Could the consequentialist or longtermist wiggle out by appealing to deontological norms -- that is ethical rules that would be violated by flipping the switch? For example, maybe you promised not to flip the switch. Also, murder is morally forbidden -- especially mass murder, genocide, and the literal destruction of the entire planet. But the core idea of consequentialism is that what justifies such norms is only their consequences. Lying and murder are generally bad because they lead to bad consequences, and when the overall consequences tilt the other direction, one should lie (e.g., to save a friend's life) or murder (e.g., to stop Hitler). So it doesn't seem like the consequentialist can wiggle out in this way. A longtermist needn't be a consequentialist, but almost everyone agrees that consequences matter substantially. If the longtermist is committed to the equal weighting of long-term and short-term goods, this seems to be a case where the long-term goods would massively outweigh the short-term goods.
Could the consequentialist or longtermist wiggle out by appealing to the principle that we owe more to existing people than to future people?
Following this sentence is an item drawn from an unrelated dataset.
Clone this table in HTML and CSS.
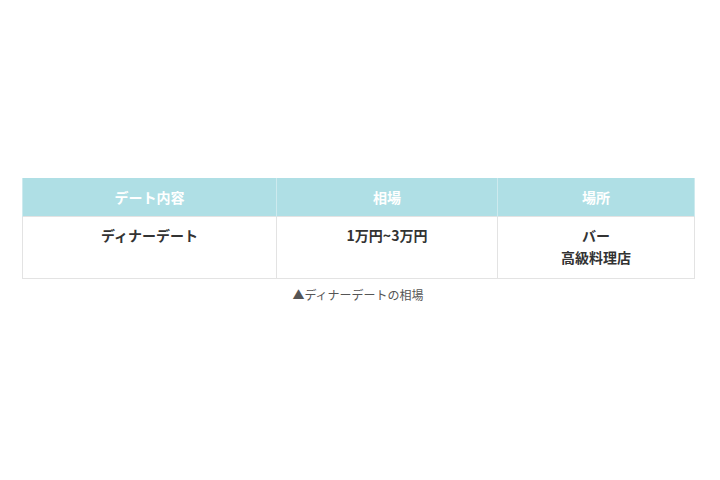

As Jan Narveson puts it, "We are in favor of making people happy, but neutral about making happy people" (1973, p. 80). Again, any strong application of this principle seems contrary to the general spirit of consequentialism and longtermism. The longtermist, especially, cares very much about ensuring that the future is full of happy people.
Could they wiggle out by suggesting that intelligent entities, on average, have zero or negative value, so that creating more of them is neutral or even bad? For example, maybe the normal state of things is that negative experiences outweigh positive ones, and most creatures have miserable lives not worth living. This is either a dark view on which we would be better off not have been born or a view on which somehow humanity luckily has positive value despite the miserable condition of space aliens. The first option seems too dark (though check out Schopenhauer) and the second unjustified.
Could they wiggle out by appealing to infinite expectations? Maybe our actions now have infinite long-term expected value, through their unending echoes through the future universe, so that adding a new positive source of value is as pointless as trying to sum two infinitudes into a larger infinitude. (Infinitudes come in different cardinalities, but one generally doesn't get larger infinitudes by summing two of them.) As I've argued in an earlier post, this is more of a problem for longtermism and consequentialism than a promising solution.
Could they wiggle out by appealing to risk aversion -- that is, the principle of preferring outcomes with low uncertainty? Maybe, but the principle is contentious and difficult to apply. Too strict an application of it is probably inconsistent with longtermist thinking. The long-term future is highly uncertain, and thus risk aversion seemingly justifies its sacrifice for more certain short-term goods. (As with discounting, this escape might be more available to a consequentialist than a longtermist.)
Could they wiggle out by assuming a great future for humanity? Maybe it's possible that humanity populates the universe far beyond Earth. This substantially increases the value of X. Let's generously assume that if we populate the universe far beyond Earth, the value of our descendants' lives is equal to the value of the whole universe you could create tonight by generating a black hole. Even so, given that there's substantial uncertainty that humanity will have so great a future, you should still flip the switch. Suppose you think there's a 10% chance. The expectations then become .1*X (don't flip the switch) vs. X (flip the switch). Only if you think it more likely that humanity has that great future than that the black hole generates some other species of set of species whose value is comparable to that hypothetical future, would it make sense to refrain from flipping the switch.
If we add the thought that our descendants might generate black holes, which generate new universes which generate new black holes, which generate new universes which generate new black holes, and so on, then we're back into the infinite expectations problem.
Philosophers are creative! I'm sure there are other ways the consequentialist or longtermist could try to wiggle out of the Black Hole Objection. But my inclination is to think the most natural move is for them simply to "bite the bullet": Admit that it would be morally good to destroy Earth to seed a new cosmic inflation, then tolerate the skeptical looks from those of us who would prefer you not to be so ready (hypothetically!) to kill us in an attempt to create something better.